Dai microcompositi con fibre di carbonio ai nanocompositi con fogli di grafene

Le buone proprietà meccaniche ed elettriche del grafene permettono di utilizzarlo come un nanoadditivo, da aggiungere a plastiche o materiali compositi per renderli più resistenti o elettricamente conduttivi. I materiali compositi utilizzano già additivi come fibre di carbonio o di vetro per questi scopi. L’utilizzo di un materiale nanotecnologico come il grafene, però, permette di ottenere questi risultati con quantità minime di materiale, sfruttando la sua alta area superficiale per massimizzare l’interazione con il polimero circostante. Anche se ci sono ancora problemi di costo e di produzione per sfruttare al massimo le proprietà del grafene nei compositi, esistono già in commercio delle racchette da tennis a base di grafene, che sono utilizzate da campioni come Novak Djokovic o Maria Sharapova.

 

Cosa ci riserva il futuro

I pregi del grafene sono così numerosi da essere quasi incredibili. Tutte queste eccezionali proprietà sono ben note e sono state misurate da diversi laboratori di ricerca in tutto il mondo. Purtroppo, però, si tratta di proprietà osservate su scala nanoscopica, a livello di un singolo foglietto di grafene, spesso privo di difetti o contaminanti di ogni tipo. Se si passa dal singolo foglietto, prodotto con il nastro adesivo, a materiali macroscopici a base di grafene, queste proprietà si degradano rapidamente. Il trasporto di elettroni è disturbato da difetti presenti all’interfaccia tra fogli contigui, così come il trasporto di calore. L’interfaccia tra grafene e polimeri è spesso un punto debole che diminuisce le proprietà meccaniche dei compositi, ed è difficile inserire in maniera uniforme ed economica questo materiale in prodotti commerciali.
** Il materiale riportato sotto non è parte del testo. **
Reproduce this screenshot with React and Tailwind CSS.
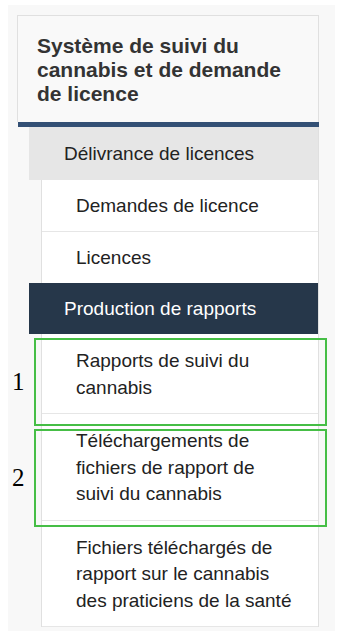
const subItems = [
  { label: "Demandes de licence" },
  { label: "Licences" },
];

const reportItems = [
  { label: "Rapports de suivi du cannabis", lines: ["Rapports de suivi du", "cannabis"] },
  { label: "Téléchargements", lines: ["Téléchargements de", "fichiers de rapport de", "suivi du cannabis"] },
  { label: "Fichiers", lines: ["Fichiers téléchargés de", "rapport sur le cannabis", "des praticiens de la santé"] },
];

function Annotation({ top, height, num }) {
  return (
    <>
      <div
        className="absolute left-[34px] w-[293px] border-2 border-[#46be46]"
        style={{ top, height }}
      />
      <span
        className="absolute left-[12px] text-[25px] leading-none text-black"
        style={{ top: top + height / 2 - 13, fontFamily: '"Liberation Serif", serif' }}
      >
        {num}
      </span>
    </>
  );
}

export default function App() {
  return (
    <div className="relative h-[635px] w-[347px] bg-white" style={{ fontFamily: '"Liberation Sans", Arial, sans-serif' }}>
      <div className="ml-[8px] mt-[5px] w-[327px] bg-[#f8f8f8] pb-[4px] pl-[9px] pt-[10px] pr-[16px]">
        <nav className="w-[302px]">
          <div className="border border-b-0 border-[#e0e0e0] bg-[#f9f9f9] pb-[16px] pl-[19px] pr-[10px] pt-[18px]">
            <h2 className="text-[21px] font-bold leading-[24px] text-[#333]">
              Système de suivi du cannabis et de demande de licence
            </h2>
          </div>
          <div className="ml-px h-[5px] bg-[#335075]" />

          <div className="ml-[12px] border-r border-[#e0e0e0]">
            <div className="bg-[#e6e6e6] py-[13px] pl-[35px] text-[19px] leading-[27px] text-[#222]">
              Délivrance de licences
            </div>
            <ul className="ml-[12px] border-l border-[#e0e0e0] bg-white">
              {subItems.map((item) => (
                <li
                  key={item.label}
                  className="border-b border-[#e6e6e6] py-[12px] pl-[34px] text-[19px] leading-[27px] text-[#222] last:border-b-0"
                >
                  {item.label}
                </li>
              ))}
            </ul>
            <div className="bg-[#26374a] py-[12px] pl-[35px] text-[19px] leading-[27px] text-white">
              Production de rapports
            </div>
            <ul className="ml-[12px] border-l border-[#e0e0e0] bg-white">
              {reportItems.map((item) => (
                <li
                  key={item.label}
                  className="border-b border-[#e6e6e6] pb-[12px] pl-[34px] pt-[14px] text-[19px] leading-[26.5px] text-[#222]"
                >
                  {item.lines.map((l) => (
                    <div key={l}>{l}</div>
                  ))}
                </li>
              ))}
            </ul>
          </div>
        </nav>
      </div>

      <Annotation top={333} height={88} num="1" />
      <Annotation top={424} height={98} num="2" />
    </div>
  );
}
La sfida di tutti i ricercatori del settore è quindi quella di riuscire a sfruttare in modi utili e affidabili le proprietà del grafene, sviluppando una nuova tecnologia che si basi su questi nanomateriali.
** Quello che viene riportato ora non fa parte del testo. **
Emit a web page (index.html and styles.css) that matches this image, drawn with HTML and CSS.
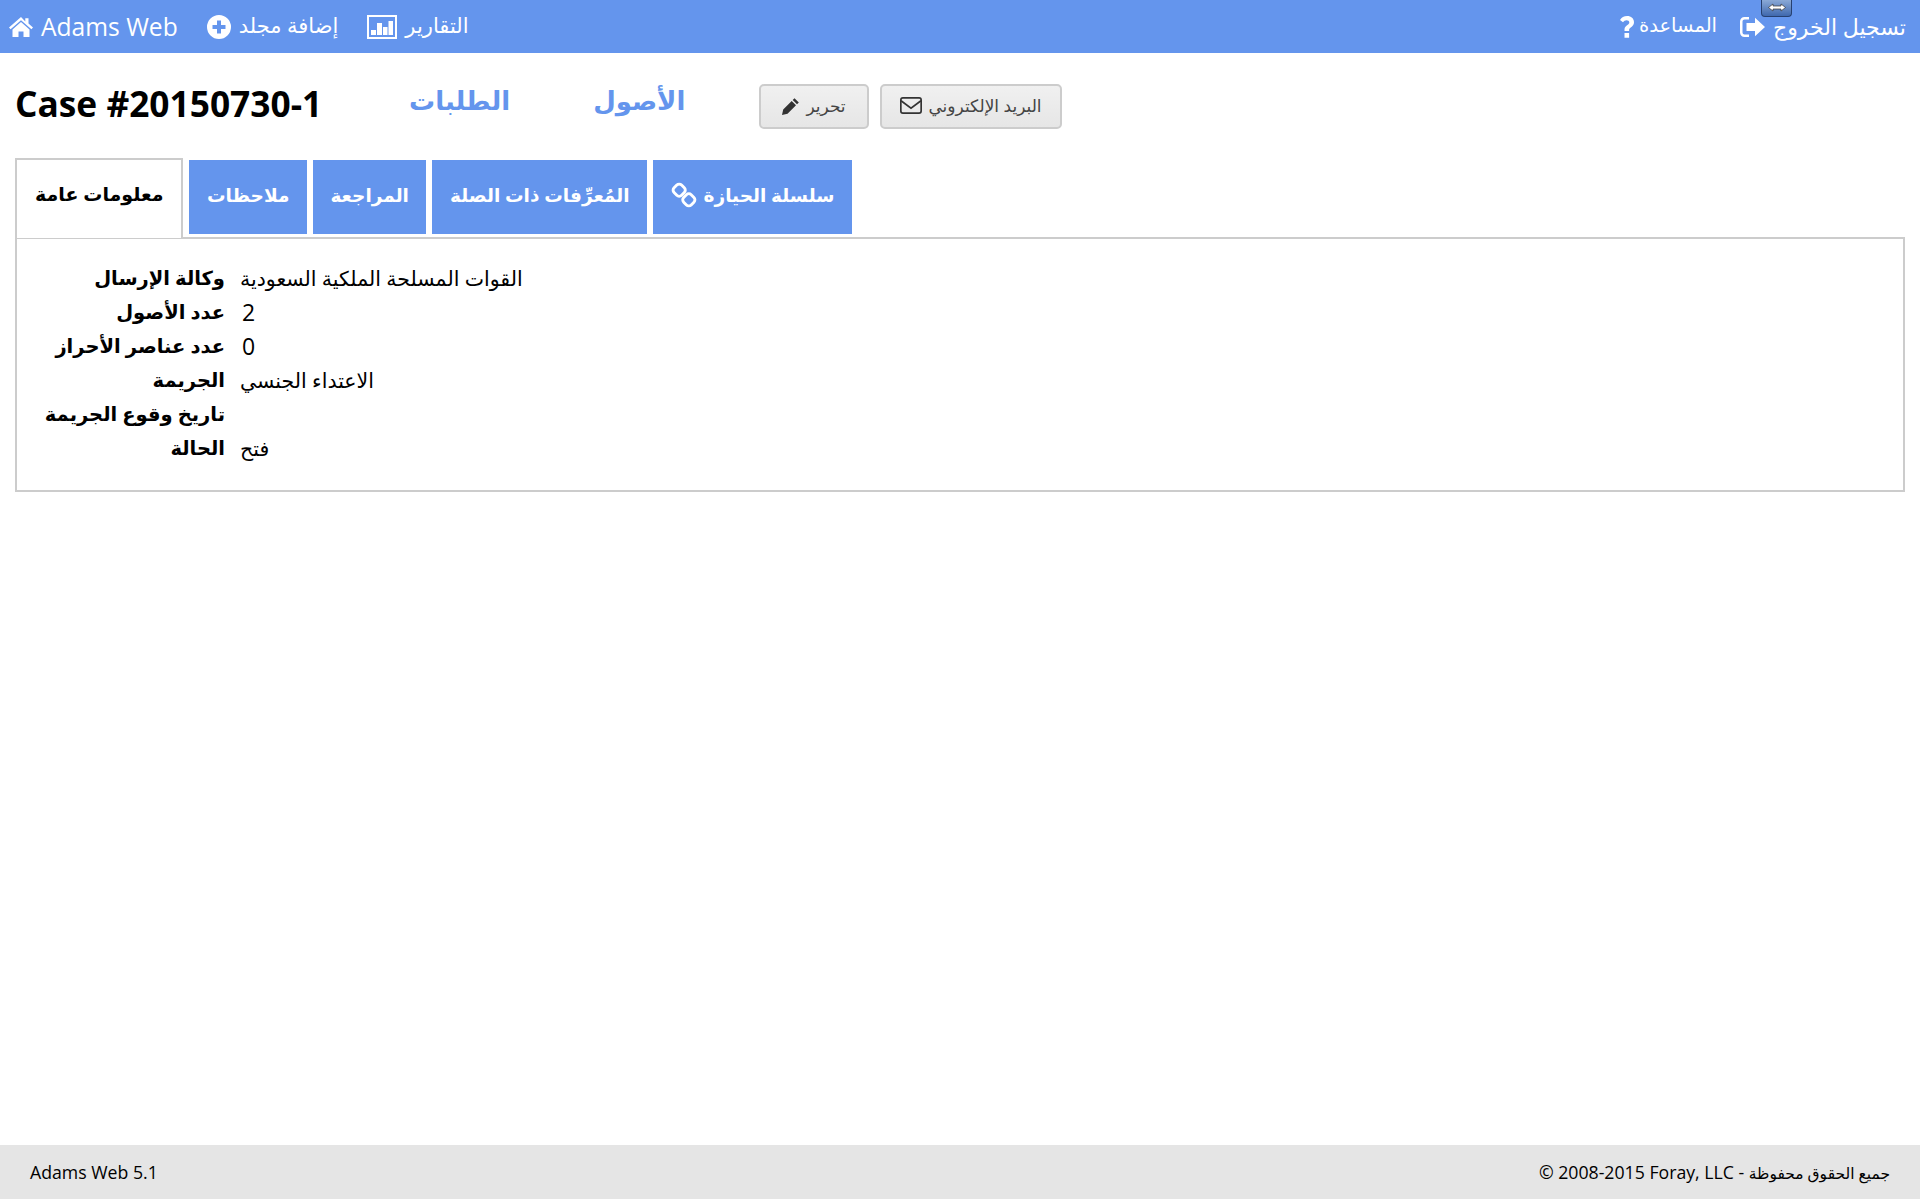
FILE: index.html
```html
<!DOCTYPE html>
<html lang="ar">
<head>
<meta charset="utf-8">
<title>Adams Web</title>
<link rel="stylesheet" href="styles.css">
</head>
<body>
<header class="topbar">
  <nav class="nav-left">
    <a class="nav-item brand"><svg class="ico ico-home" viewBox="0 0 26 22"><path d="M13 1 1 11.500l1.600 1.800L13 4.200l10.400 9.100 1.600-1.800-4.500-3.900V2.200h-3.200v3.200z"/><path d="M13 6 4.500 13.400V21h6v-5.600h5V21h6v-7.600z"/></svg><span>Adams Web</span></a>
    <a class="nav-item"><svg class="ico ico-plus" viewBox="0 0 24 24"><path fill-rule="evenodd" d="M12 0a12 12 0 1 0 0 24 12 12 0 0 0 0-24zM10 5.500h4V10h4.500v4H14v4.500h-4V14H5.500v-4H10z"/></svg><span class="nav-ar" dir="rtl">إضافة مجلد</span></a>
    <a class="nav-item"><svg class="ico ico-chart" viewBox="0 0 30 24"><path fill-rule="evenodd" d="M0 0h30v24H0zM2 2v20h26V2z"/><path d="M4 15h5v5H4zM10 8h5v12h-5zM16 12h4.500v8H16zM21.500 6H26v14h-4.500z"/></svg><span class="nav-ar" dir="rtl">التقارير</span></a>
  </nav>
  <nav class="nav-right">
    <a class="nav-item nav-help"><svg class="ico ico-q" viewBox="0 0 14 22"><path d="M4.500 15h4.600v-1.200c0-1 .5-1.500 1.700-2.400C12.500 10.100 14 8.800 14 6.200 14 2.400 11 0 7.200 0 3.900 0 1.500 1.500 0 4l3 2.300c.9-1.200 2-2 3.600-2 1.500 0 2.700.8 2.700 2.100 0 1.100-.7 1.700-1.900 2.500-1.800 1.200-2.900 2.300-2.900 4.500zM4.500 17h4.600v4.700H4.500z"/></svg><span class="nav-ar" dir="rtl">المساعدة</span></a>
    <a class="nav-item nav-out"><svg class="ico ico-out" viewBox="0 0 25 20"><path d="M9 0H4.500C2 0 0 2 0 4.500v11C0 18 2 20 4.500 20H9v-2.500H4.500c-1.100 0-2-.9-2-2v-11c0-1.100.9-2 2-2H9z"/><path d="M15 .8 25 10 15 19.200V14H6.500V6H15z"/></svg><span class="nav-ar-low" dir="rtl">تسجيل الخروج</span></a>
    <div class="resize-hint"><svg viewBox="0 0 18 8"><path d="M.5 4 5 .5V2.500h8V.5L17.500 4 13 7.500V5.500H5v2z"/></svg></div>
  </nav>
</header>

<main class="content">
  <section class="title-row">
    <h1 class="case-title">Case #20150730-1</h1>
    <div class="section-links">
      <a class="section-link" dir="rtl">الطلبات</a>
      <a class="section-link" dir="rtl">الأصول</a>
    </div>
    <div class="actions">
      <button class="btn btn-edit"><svg class="btn-ico" viewBox="0 0 18 18"><path d="M12.500 1.200 16.800 5.500 15 7.300 10.700 3zM9.700 4 14 8.300 5.500 16.800 0 18l1.200-5.500z"/></svg><span dir="rtl">تحرير</span></button>
      <button class="btn btn-mail"><svg class="btn-ico-mail" viewBox="0 0 21 16"><rect x=".8" y=".8" width="19.400" height="14.400" rx="2" fill="none" stroke="#333" stroke-width="1.600"/><path d="M1 3.500 10.500 10.500 20 3.500" fill="none" stroke="#333" stroke-width="1.600"/></svg><span dir="rtl">البريد الإلكتروني</span></button>
    </div>
  </section>

  <section class="tabs-wrap">
    <ul class="tabs">
      <li class="tab active" dir="rtl">معلومات عامة</li>
      <li class="tab" dir="rtl">ملاحظات</li>
      <li class="tab" dir="rtl">المراجعة</li>
      <li class="tab" dir="rtl">المُعرِّفات ذات الصلة</li>
      <li class="tab"><svg class="ico-link" viewBox="0 0 27 27"><g fill="none" stroke="#fff" stroke-width="3"><rect x="3" y="3" width="11" height="11" rx="3.500" transform="rotate(45 8.500 8.500)"/><rect x="13" y="13" width="11" height="11" rx="3.500" transform="rotate(45 18.500 18.500)"/></g></svg><span dir="rtl">سلسلة الحيازة</span></li>
    </ul>
    <div class="panel">
      <dl class="details">
        <dt dir="rtl">وكالة الإرسال</dt><dd dir="rtl">القوات المسلحة الملكية السعودية</dd>
        <dt dir="rtl">عدد الأصول</dt><dd class="num">2</dd>
        <dt dir="rtl">عدد عناصر الأحراز</dt><dd class="num">0</dd>
        <dt dir="rtl">الجريمة</dt><dd dir="rtl">الاعتداء الجنسي</dd>
        <dt dir="rtl">تاريخ وقوع الجريمة</dt><dd></dd>
        <dt dir="rtl">الحالة</dt><dd dir="rtl">فتح</dd>
      </dl>
    </div>
  </section>
</main>

<footer class="footer">
  <span>Adams Web 5.1</span>
  <span>© 2008-2015 Foray, LLC - <span class="footer-ar" dir="rtl">جميع الحقوق محفوظة</span></span>
</footer>
</body>
</html>
```
FILE: styles.css
```css
* { box-sizing: border-box; }
html, body { height: 100%; }
body {
  margin: 0;
  display: flex;
  flex-direction: column;
  background: #fff;
  color: #000;
  font-family: "Open Sans", "Liberation Sans", "DejaVu Sans", sans-serif;
}
.topbar {
  height: 53px;
  flex: none;
  background: #6495ed;
  color: #fff;
  display: flex;
  justify-content: space-between;
  align-items: center;
  padding: 0 14px 0 8px;
}
.nav-left, .nav-right { display: flex; align-items: center; position: relative; }
.nav-left { gap: 29px; }
.nav-right { gap: 23px; }
.nav-item { display: flex; align-items: center; gap: 8px; font-size: 21px; line-height: 28px; }
.nav-ar { padding-bottom: 4px; }
.nav-ar-low { padding-bottom: 2px; }
.brand { font-size: 24.600px; gap: 7px; }
.nav-help { font-size: 19.500px; gap: 5px; }
.nav-out { font-size: 22px; }
.ico { fill: #fff; flex: none; display: block; }
.ico-home { width: 26px; height: 22px; }
.ico-plus { width: 24px; height: 24px; }
.ico-chart { width: 30px; height: 24px; }
.ico-q { width: 14px; height: 22px; }
.ico-out { width: 25px; height: 20px; }
.resize-hint {
  position: absolute;
  top: -12px;
  right: 114px;
  width: 31px;
  height: 18px;
  border: 1px solid #27406f;
  border-top: 0;
  border-radius: 0 0 4px 4px;
  background: linear-gradient(#8fadd8, #3f68ae);
  display: flex;
  align-items: center;
  justify-content: center;
}
.resize-hint svg { width: 18px; height: 9px; fill: #fff; stroke: #333; stroke-width: .7; }

.content { flex: 1; padding: 0 15px; }
.title-row { display: flex; align-items: center; height: 83px; padding-top: 17px; }
.case-title { margin: 0; font-size: 35.300px; line-height: 40px; font-weight: 700; width: 394px; flex: none; }
.section-links { display: flex; gap: 83px; width: 350px; flex: none; margin-bottom: 6px; }
.section-link { color: #6495ed; font-size: 26px; font-weight: 700; line-height: 40px; }
.actions { display: flex; gap: 11px; margin-top: 7px; }
.btn {
  display: flex;
  align-items: center;
  justify-content: center;
  gap: 6px;
  height: 45px;
  padding: 0 0 2px;
  border: 2px solid #ccc;
  border-radius: 5px;
  background: linear-gradient(#f0f0f0, #e6e6e6);
  color: #444;
  font-family: inherit;
  font-size: 17px;
}
.btn-edit { width: 110px; }
.btn-mail { width: 182px; }
.btn-ico { width: 18px; height: 18px; fill: #333; }
.btn-ico-mail { width: 22px; height: 17px; }

.tabs-wrap { margin-top: 22px; }
.tabs { list-style: none; display: flex; align-items: flex-end; gap: 6px; margin: 0; padding: 0; height: 80px; position: relative; z-index: 1; }
.tab {
  display: flex;
  align-items: center;
  gap: 7px;
  height: 74px;
  margin-bottom: 4px;
  padding: 0 17.500px 5px;
  background: #6495ed;
  color: #fff;
  font-size: 18.500px;
  font-weight: 700;
}
.tab.active {
  height: 80px;
  margin-bottom: 0;
  padding: 0 18px 10px;
  background: #fff;
  color: #000;
  border: 2px solid #ccc;
  border-bottom: 0;
  font-size: 19px;
}
.ico-link { width: 26px; height: 26px; }
.panel {
  margin-top: -1px;
  height: 255px;
  border: 2px solid #ccc;
  padding: 22px 0 0;
}
.details {
  margin: 0;
  display: grid;
  grid-template-columns: 208px 1fr;
  column-gap: 15px;
  grid-auto-rows: 34px;
  font-size: 20.500px;
  line-height: 34px;
}
.details dt { font-weight: 700; text-align: right; font-size: 19.500px; }
.details dd { margin: 0; text-align: left; }
.details .num { font-size: 23px; padding-left: 2px; }
.footer {
  flex: none;
  height: 54px;
  margin-bottom: 1px;
  background: #e5e5e5;
  display: flex;
  justify-content: space-between;
  align-items: center;
  padding: 0 30px;
  font-size: 17.700px;
}
.footer-ar { font-size: 15.500px; }
```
Con questo obiettivo, la Commissione Europea ha lanciato nel 2013 il Graphene Flagship Project, una delle più ambiziose iniziative di ricerca europea mai tentate, con una durata programmata di dieci anni e un budget previsto di cento milioni di euro all’anno. L’Italia è in prima linea in questo settore di ricerca, con la partecipazione del Consiglio Nazionale delle Ricerche, dell’Istituto Italiano di Tecnologia, di tante università e centri di ricerca e di grandi aziende, come ad esempio la STMicroelectronics di Catania. Nonostante tutti questi sforzi, è difficile predire se e come il grafene e in generale le nanotecnologie cambieranno le nostre vite. Pensare a un progresso incrementale, in cui la scienza serve solo a migliorare prodotti già esistenti, è forse riduttivo. Come disse il premio Nobel Herbert Kroemer: «L’applicazione principale di ogni nuova tecnologia è sempre un’applicazione creata dalla nuova tecnologia». Se, nel Cinquecento, aveste scommesso sul futuro della grafite, su cosa avreste puntato: un’applicazione militare, altamente tecnologica, per fare palle di cannone, o un’applicazione di basso livello e basso costo per scrivere su carta, per cui esisteva già una tecnologia ben sviluppata come la penna d’oca e il calamaio? Probabilmente, avreste sbagliato. Nel Cinquecento come nel presente, è sempre difficile predire il futuro.